Ye I think I am gonna get some SSD drive together with the new graphic card since Ill be sending that back (fortunately it should still suppose to be under warranty)...so would it be best to instal win on the ssd together with applications/utilities or maybe even games for faster load and the data AKA music/videos/movies just leave on the slow large HDD?
 
Windows and key programs yes, GAMES NO. Because it won't increase anything for the game specifically except 'load screens' and will just eat up your space on your SSD very very fast. The other issue is when you exceed over 50% of a SSD performance starts to drop in proportion to what is left (smaller amount of free space smaller amount of performance).
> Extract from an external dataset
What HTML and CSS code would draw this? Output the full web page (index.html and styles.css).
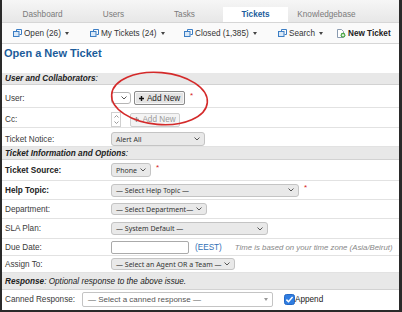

When the game asks Windows for things (as I mentioned before) Windows will respond almost instantly then having to 'search' for it, which does decrease the wait / lag / etc. for things to 'load' like for example a new weapon, new sound files, maps, etc. because they are coded (since Vista) to rely ALOT on what Microsoft already provides (.NET 4.5 Framework files for example translates the 'code' the game was originally created in - for example for PS4 - into Windows language).

One LARGE warning sign though; DO NOT CLICK 'THROUGH' Installations / updates. You need to 'retrain' yourself to 'slow down' and read each screen until you see the INSTALL PATH: C;\Program Files(x86)\NameOfProgram shows, so you can MANUALLY change the C: (SSD) to D: and ensure you don't chew through the SSD so fast.